Ilustración: María Luisa Hodgson

La callecita está duchada. Ha llovido. Por la mañana el cielo era azul pero luego, en el ínterin de pausados truenos, se volvió gris. Ahora, de nuevo, es azul, aunque el azul huele distinto. Huele a mojado. El chaparrón ha dejado charquitos en la calzada, charquitos que brillan entre casonas medianeras de fachadas amarillas, moradas, azules, ocres… con sus balconcitos de hierro forjado, macetas con plantas y farolas garigoleadas. Entro en una tiendecita coloreada con antigüedades y famélicas y turbadoras catrinas. Una señora alambicada que parece muñeca de porcelana observa sentada en un silloncito. Da indicaciones para que me sigan entre las habitaciones atiborradas de lámparas, espejos, sillas, jarrones, vitrinas… La chamaquita no me quita ojo («Gusto servirle, señor»).
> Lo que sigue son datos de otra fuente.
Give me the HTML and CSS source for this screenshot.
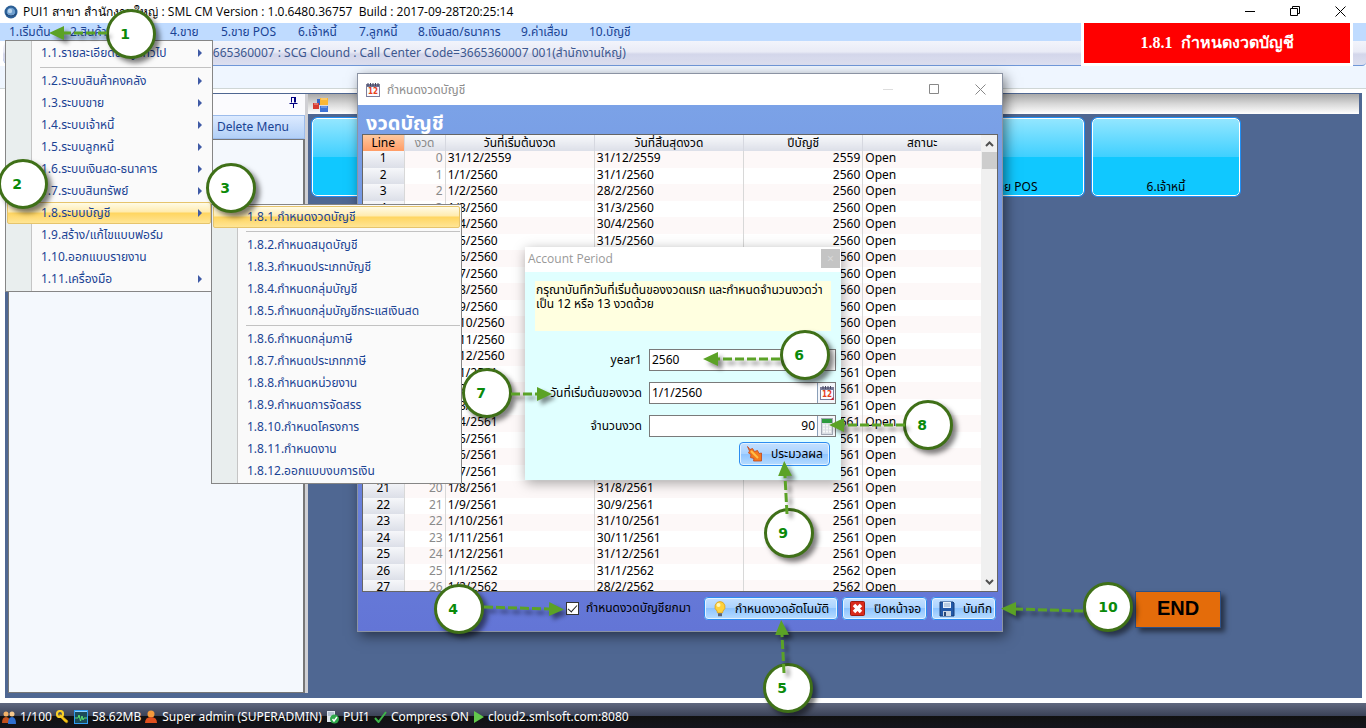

De nuevo en Los Sapos (así se llama la callecita), una jovencita divertida y peripuesta posa ante un fotógrafo que dispara ráfagas. No son turistas. Tampoco es una producción editorial que encienda vanidades. Camino y una iglesita asoma. Numerosas personas hacen cola para rezarle al Señor de las Maravillas mientras escuchan el canturreo de dos vendedoras ambulantes que se turnan en el afine: «¡Escapularios, cirios, veladoras…!». El estado de Puebla es el territorio con más iglesias del Mundo. La cercana Cholula (ciudad mágica) presume de tener 365 templos católicos, uno para cada día del año. Esta exaltación del patrimonio arquitectónico religioso se debe a que la ocupación española tras la conquista (1519-1521) llevó consigo la encomienda de construir iglesias sobre los teocallis, basamentos piramidales prehispánicos levantados para adorar a sus dioses: Quetzalcóatl, Cihuacoatl, Coatlicue… Quítate tú pa’ ponerme yo. Impresiona el santuario de la Virgen de los Remedios, edificado en Cholula sobre la pirámide Tlachihualtépetl, la más grande del Orbe. Brindamos con clericot.

La calle, otra calle, cualquier calle, desborda decenas de puestecitos de comida con chalupas, enchiladas, moles, enfrijoladas, quesadillas, tortillas, totopos, buñuelos, yemitas y tacos y más tacos: de cecina, camarones, dorados, pescado, barbacoa, al pastor, cochinita pibil… Un sinfín de antojitos viste la noche festiva que canta y no llora. La gastronomía mexicana, patrimonio cultural inmaterial de la humanidad, inunda la mirada tragona de olores, fuegos, sabores, tonalidades y sazones. Bocados eternos. Concierto de botanas insaciables: molotes, cemitas, pelonas, esquites, elotes y chanclas (gustoso pan de sal con pollo, aguacate y salsa de axiote). Gracias Michoacán y gracias a todas las cocinas aztecas. Gratitud eterna a sartenes, ollas y platillos, y a las manos benditas que aderezan tantas lindezas.

Tiempo, también, de chiles en nogada para que brillen las vistosas granadas desgranadas en una enseña con perejil y una milagrosa crema blanca de almendras, nueces de Castilla, vino de Jerez, queso… Placer mundano que eleva al cielo la creación de las monjas agustinas que alimentaron al hambriento Ejército Trigarante de Agustín de Iturbide durante la Guerra de la Independencia. ¡Viva México!

Estamos en fiesta y gritamos junto al Cura Hidalgo, el padre de la Patria. El compás del Huapango quiebra corazones. Cada acorde es México, cada raspe de la güira invita a la celebración y al mezcal. México sinfónico, querido y dulce. Madrugada de cumbia y ritmos acogedores en casa poblana. La casa de Marta es nuestra casa colombiana, cubana y canaria. Bonita noche arropadora, ideal para el pozole que se saborea, reposón, con cuchara. Maíz (millo), carnita, verduras, especies… Pláticas, mezcalitos y bailes atorados y refulgentes con aires de Cali… No sabes si vives o sueñas. En la familiar casa de Marta está permitido abrazar, compartir, dar, querer… Amada coreografía que en gerundio es un entrañable Amando, hacedor de risotadas y zapateos. Bonita noche. Sí.